* _Records from a data source_
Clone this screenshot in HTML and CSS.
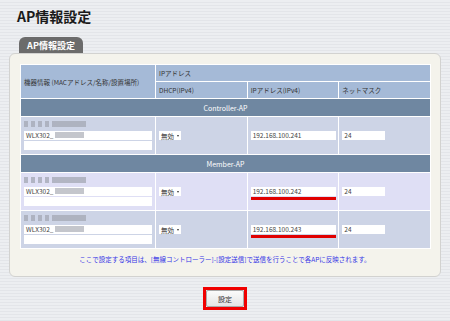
FILE: index.html
```html
<!DOCTYPE html>
<html lang="ja">
<head>
    <meta charset="UTF-8">
    <title>AP情報設定</title>
    <link rel="stylesheet" href="styles.css">
</head>
<body>
    <h1 class="page-title">AP情報設定</h1>
    <div class="tab">AP情報設定</div>

    <div class="panel">
        <table class="ap-table">
            <tr class="head">
                <th rowspan="2" class="col-info">機器情報 (MACアドレス/名称/設置場所)</th>
                <th colspan="3">IPアドレス</th>
            </tr>
            <tr class="head">
                <th class="col-dhcp">DHCP(IPv4)</th>
                <th class="col-ip">IPアドレス(IPv4)</th>
                <th class="col-mask">ネットマスク</th>
            </tr>

            <tr class="section"><td colspan="4">Controller-AP</td></tr>
            <tr class="ap-row row-blue">
                <td class="info-cell">
                    <div class="mac"><span class="dots"></span><span class="blur"></span></div>
                    <div class="field">WLX302_<span class="blur-in"></span></div>
                    <div class="field"></div>
                </td>
                <td><span class="select">無効 <i class="caret"></i></span></td>
                <td><div class="field ip">192.168.100.241</div></td>
                <td><div class="field mask">24</div></td>
            </tr>

            <tr class="section"><td colspan="4">Member-AP</td></tr>
            <tr class="ap-row row-lilac">
                <td class="info-cell">
                    <div class="mac"><span class="dots"></span><span class="blur"></span></div>
                    <div class="field">WLX302_<span class="blur-in"></span></div>
                    <div class="field"></div>
                </td>
                <td><span class="select">無効 <i class="caret"></i></span></td>
                <td><div class="field ip marked">192.168.100.242</div></td>
                <td><div class="field mask">24</div></td>
            </tr>
            <tr class="ap-row row-blue">
                <td class="info-cell">
                    <div class="mac"><span class="dots"></span><span class="blur"></span></div>
                    <div class="field">WLX302_<span class="blur-in"></span></div>
                    <div class="field"></div>
                </td>
                <td><span class="select">無効 <i class="caret"></i></span></td>
                <td><div class="field ip marked">192.168.100.243</div></td>
                <td><div class="field mask">24</div></td>
            </tr>
        </table>

        <p class="note">ここで設定する項目は、[無線コントローラー]-[設定送信]で送信を行うことで各APに反映されます。</p>
    </div>

    <div class="actions">
        <span class="highlight"><button class="btn" type="button">設定</button></span>
    </div>
</body>
</html>
```

FILE: styles.css
```css
* {
    margin: 0;
    padding: 0;
    box-sizing: border-box;
}

body {
    font-family: "Noto Sans CJK JP", "Noto Sans", sans-serif;
    color: #333;
    background: repeating-linear-gradient(180deg, #eceef1 0 2px, #e3e5e9 2px 3px);
    min-height: 100vh;
}

.page-title {
    font-size: 14px;
    font-weight: bold;
    line-height: 20px;
    color: #1a1a1a;
    padding: 6px 0 0 17px;
}

.tab {
    width: 64px;
    height: 16px;
    margin: 11px 0 0 19px;
    background: #6b6b6b;
    border-radius: 6px 6px 0 0;
    color: #fff;
    font-size: 9px;
    font-weight: bold;
    line-height: 17px;
    text-align: center;
}

.panel {
    width: 432px;
    margin-left: 9px;
    padding: 10px 10px 12px;
    background: #f4f3ec;
    border: 1px solid #d2d2d0;
    border-radius: 6px;
}

.ap-table {
    width: 411px;
    border-collapse: collapse;
    table-layout: fixed;
    font-size: 6.5px;
}

.ap-table th,
.ap-table td {
    border: 1px solid #fff;
    padding: 0 3px;
    text-align: left;
    font-weight: normal;
}

.head th {
    background: #a5bad7;
    color: #333;
    height: 17px;
}

.col-info { width: 135px; }
.col-dhcp,
.col-ip,
.col-mask { width: 92px; }

.section td {
    background: #6f87a1;
    color: #fff;
    text-align: center;
    height: 18px;
    font-size: 7px;
}

.ap-row td {
    height: 38px;
    vertical-align: middle;
}

.row-blue td { background: #cdd4e6; }
.row-lilac td { background: #dfdff5; }

.mac {
    display: flex;
    height: 6px;
    margin-bottom: 4px;
}

.dots {
    width: 32px;
    height: 6px;
    background: repeating-linear-gradient(90deg, #a6aab7 0 4px, transparent 4px 7px);
    opacity: 0.8;
}

.blur {
    width: 30px;
    height: 6px;
    background: #a6aab7;
    opacity: 0.8;
}

.field {
    display: flex;
    align-items: center;
    height: 9px;
    background: #fff;
    color: #444;
    font-size: 6.5px;
    padding-left: 2px;
    margin-bottom: 1px;
    width: 128px;
}

.blur-in {
    width: 29px;
    height: 6px;
    margin-left: 2px;
    background: #c4c6cc;
}

.field.ip { width: 85px; }
.field.mask { width: 43px; }

.marked {
    position: relative;
}

.marked::after {
    content: "";
    position: absolute;
    left: 0;
    right: 0;
    bottom: -4px;
    height: 3px;
    background: #e00000;
}

.select {
    display: inline-flex;
    align-items: center;
    gap: 3px;
    height: 9px;
    padding: 0 2px;
    background: #fff;
    color: #333;
    font-size: 6.5px;
}

.caret {
    width: 0;
    height: 0;
    border-left: 1.5px solid transparent;
    border-right: 1.5px solid transparent;
    border-top: 2px solid #333;
}

.note {
    margin-top: 5px;
    font-size: 6.5px;
    line-height: 10px;
    color: #3535e6;
    text-align: center;
}

.actions {
    display: flex;
    justify-content: center;
    margin-top: 10px;
}

.highlight {
    display: inline-flex;
    border: 3px solid #f00000;
}

.btn {
    width: 38px;
    height: 17px;
    font-family: inherit;
    font-size: 7px;
    color: #333;
    background: linear-gradient(#fbfbfb, #e4e4e4);
    border: 1px solid #a9a9a9;
    border-radius: 2px;
}
```
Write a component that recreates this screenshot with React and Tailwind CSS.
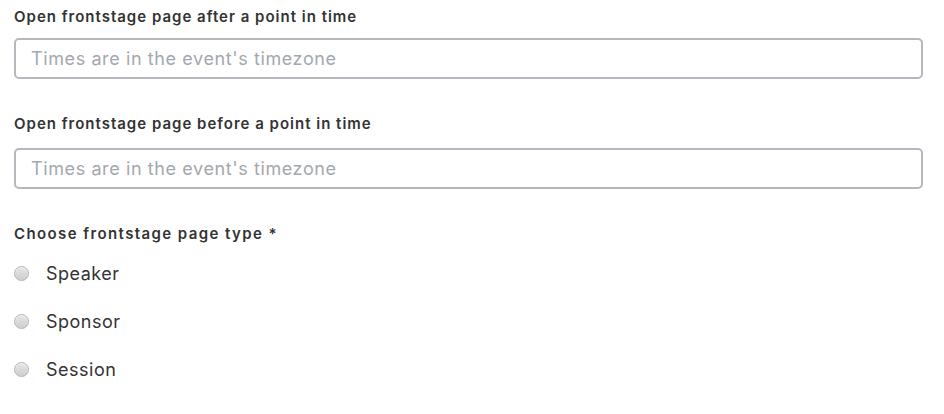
export default function App() {
  const types = ["Speaker", "Sponsor", "Session"];
  return (
    <div className="bg-white w-[944px] h-[414px] px-[14px] pt-[7px] font-['Inter',sans-serif] text-[#333]">
      <div>
        <label className="block text-[15px] font-semibold leading-[20px] tracking-[1px]">
          Open frontstage page after a point in time
        </label>
        <input
          type="text"
          placeholder="Times are in the event's timezone"
          className="mt-[11px] w-[909px] h-[41px] border-2 border-[#b5b8be] rounded-[5px] px-[15px] text-[18px] tracking-[0.6px] placeholder:text-[#a3a8ae] outline-none"
        />
      </div>
      <div className="mt-[35px]">
        <label className="block text-[15px] font-semibold leading-[20px] tracking-[1px]">
          Open frontstage page before a point in time
        </label>
        <input
          type="text"
          placeholder="Times are in the event's timezone"
          className="mt-[14px] w-[909px] h-[41px] border-2 border-[#b5b8be] rounded-[5px] px-[15px] text-[18px] tracking-[0.6px] placeholder:text-[#a3a8ae] outline-none"
        />
      </div>
      <div className="mt-[35px]">
        <label className="block text-[15px] font-semibold leading-[20px] tracking-[1.4px]">
          Choose frontstage page type *
        </label>
        <div className="mt-[5px] flex flex-col">
          {types.map((t) => (
            <label key={t} className="flex items-center h-[48px] gap-[17px]">
              <span className="w-[15px] h-[15px] rounded-full border border-[#b3b3b3] bg-gradient-to-b from-[#e6e6e6] to-[#cfcfcf] shadow-[inset_0_1px_1px_rgba(255,255,255,0.7)]" />
              <span className="text-[18px] tracking-[0.5px] text-[#333]">{t}</span>
            </label>
          ))}
        </div>
      </div>
    </div>
  );
}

* _TO BE DONE_
Return the listing above in full and without alteration, excluding its pictures.

* _WRITTEN SOLUTION_
Clone this screenshot in HTML and CSS.
FILE: index.html
```html
<!DOCTYPE html>
<html lang="ja">
<head>
    <meta charset="UTF-8">
    <title>AP情報設定</title>
    <link rel="stylesheet" href="styles.css">
</head>
<body>
    <h1 class="page-title">AP情報設定</h1>
    <div class="tab">AP情報設定</div>

    <div class="panel">
        <table class="ap-table">
            <tr class="head">
                <th rowspan="2" class="col-info">機器情報 (MACアドレス/名称/設置場所)</th>
                <th colspan="3">IPアドレス</th>
            </tr>
            <tr class="head">
                <th class="col-dhcp">DHCP(IPv4)</th>
                <th class="col-ip">IPアドレス(IPv4)</th>
                <th class="col-mask">ネットマスク</th>
            </tr>

            <tr class="section"><td colspan="4">Controller-AP</td></tr>
            <tr class="ap-row row-blue">
                <td class="info-cell">
                    <div class="mac"><span class="dots"></span><span class="blur"></span></div>
                    <div class="field">WLX302_<span class="blur-in"></span></div>
                    <div class="field"></div>
                </td>
                <td><span class="select">無効 <i class="caret"></i></span></td>
                <td><div class="field ip">192.168.100.241</div></td>
                <td><div class="field mask">24</div></td>
            </tr>

            <tr class="section"><td colspan="4">Member-AP</td></tr>
            <tr class="ap-row row-lilac">
                <td class="info-cell">
                    <div class="mac"><span class="dots"></span><span class="blur"></span></div>
                    <div class="field">WLX302_<span class="blur-in"></span></div>
                    <div class="field"></div>
                </td>
                <td><span class="select">無効 <i class="caret"></i></span></td>
                <td><div class="field ip marked">192.168.100.242</div></td>
                <td><div class="field mask">24</div></td>
            </tr>
            <tr class="ap-row row-blue">
                <td class="info-cell">
                    <div class="mac"><span class="dots"></span><span class="blur"></span></div>
                    <div class="field">WLX302_<span class="blur-in"></span></div>
                    <div class="field"></div>
                </td>
                <td><span class="select">無効 <i class="caret"></i></span></td>
                <td><div class="field ip marked">192.168.100.243</div></td>
                <td><div class="field mask">24</div></td>
            </tr>
        </table>

        <p class="note">ここで設定する項目は、[無線コントローラー]-[設定送信]で送信を行うことで各APに反映されます。</p>
    </div>

    <div class="actions">
        <span class="highlight"><button class="btn" type="button">設定</button></span>
    </div>
</body>
</html>
```

FILE: styles.css
```css
* {
    margin: 0;
    padding: 0;
    box-sizing: border-box;
}

body {
    font-family: "Noto Sans CJK JP", "Noto Sans", sans-serif;
    color: #333;
    background: repeating-linear-gradient(180deg, #eceef1 0 2px, #e3e5e9 2px 3px);
    min-height: 100vh;
}

.page-title {
    font-size: 14px;
    font-weight: bold;
    line-height: 20px;
    color: #1a1a1a;
    padding: 6px 0 0 17px;
}

.tab {
    width: 64px;
    height: 16px;
    margin: 11px 0 0 19px;
    background: #6b6b6b;
    border-radius: 6px 6px 0 0;
    color: #fff;
    font-size: 9px;
    font-weight: bold;
    line-height: 17px;
    text-align: center;
}

.panel {
    width: 432px;
    margin-left: 9px;
    padding: 10px 10px 12px;
    background: #f4f3ec;
    border: 1px solid #d2d2d0;
    border-radius: 6px;
}

.ap-table {
    width: 411px;
    border-collapse: collapse;
    table-layout: fixed;
    font-size: 6.5px;
}

.ap-table th,
.ap-table td {
    border: 1px solid #fff;
    padding: 0 3px;
    text-align: left;
    font-weight: normal;
}

.head th {
    background: #a5bad7;
    color: #333;
    height: 17px;
}

.col-info { width: 135px; }
.col-dhcp,
.col-ip,
.col-mask { width: 92px; }

.section td {
    background: #6f87a1;
    color: #fff;
    text-align: center;
    height: 18px;
    font-size: 7px;
}

.ap-row td {
    height: 38px;
    vertical-align: middle;
}

.row-blue td { background: #cdd4e6; }
.row-lilac td { background: #dfdff5; }

.mac {
    display: flex;
    height: 6px;
    margin-bottom: 4px;
}

.dots {
    width: 32px;
    height: 6px;
    background: repeating-linear-gradient(90deg, #a6aab7 0 4px, transparent 4px 7px);
    opacity: 0.8;
}

.blur {
    width: 30px;
    height: 6px;
    background: #a6aab7;
    opacity: 0.8;
}

.field {
    display: flex;
    align-items: center;
    height: 9px;
    background: #fff;
    color: #444;
    font-size: 6.5px;
    padding-left: 2px;
    margin-bottom: 1px;
    width: 128px;
}

.blur-in {
    width: 29px;
    height: 6px;
    margin-left: 2px;
    background: #c4c6cc;
}

.field.ip { width: 85px; }
.field.mask { width: 43px; }

.marked {
    position: relative;
}

.marked::after {
    content: "";
    position: absolute;
    left: 0;
    right: 0;
    bottom: -4px;
    height: 3px;
    background: #e00000;
}

.select {
    display: inline-flex;
    align-items: center;
    gap: 3px;
    height: 9px;
    padding: 0 2px;
    background: #fff;
    color: #333;
    font-size: 6.5px;
}

.caret {
    width: 0;
    height: 0;
    border-left: 1.5px solid transparent;
    border-right: 1.5px solid transparent;
    border-top: 2px solid #333;
}

.note {
    margin-top: 5px;
    font-size: 6.5px;
    line-height: 10px;
    color: #3535e6;
    text-align: center;
}

.actions {
    display: flex;
    justify-content: center;
    margin-top: 10px;
}

.highlight {
    display: inline-flex;
    border: 3px solid #f00000;
}

.btn {
    width: 38px;
    height: 17px;
    font-family: inherit;
    font-size: 7px;
    color: #333;
    background: linear-gradient(#fbfbfb, #e4e4e4);
    border: 1px solid #a9a9a9;
    border-radius: 2px;
}
```
Write a component that recreates this screenshot with React and Tailwind CSS.
export default function App() {
  const types = ["Speaker", "Sponsor", "Session"];
  return (
    <div className="bg-white w-[944px] h-[414px] px-[14px] pt-[7px] font-['Inter',sans-serif] text-[#333]">
      <div>
        <label className="block text-[15px] font-semibold leading-[20px] tracking-[1px]">
          Open frontstage page after a point in time
        </label>
        <input
          type="text"
          placeholder="Times are in the event's timezone"
          className="mt-[11px] w-[909px] h-[41px] border-2 border-[#b5b8be] rounded-[5px] px-[15px] text-[18px] tracking-[0.6px] placeholder:text-[#a3a8ae] outline-none"
        />
      </div>
      <div className="mt-[35px]">
        <label className="block text-[15px] font-semibold leading-[20px] tracking-[1px]">
          Open frontstage page before a point in time
        </label>
        <input
          type="text"
          placeholder="Times are in the event's timezone"
          className="mt-[14px] w-[909px] h-[41px] border-2 border-[#b5b8be] rounded-[5px] px-[15px] text-[18px] tracking-[0.6px] placeholder:text-[#a3a8ae] outline-none"
        />
      </div>
      <div className="mt-[35px]">
        <label className="block text-[15px] font-semibold leading-[20px] tracking-[1.4px]">
          Choose frontstage page type *
        </label>
        <div className="mt-[5px] flex flex-col">
          {types.map((t) => (
            <label key={t} className="flex items-center h-[48px] gap-[17px]">
              <span className="w-[15px] h-[15px] rounded-full border border-[#b3b3b3] bg-gradient-to-b from-[#e6e6e6] to-[#cfcfcf] shadow-[inset_0_1px_1px_rgba(255,255,255,0.7)]" />
              <span className="text-[18px] tracking-[0.5px] text-[#333]">{t}</span>
            </label>
          ))}
        </div>
      </div>
    </div>
  );
}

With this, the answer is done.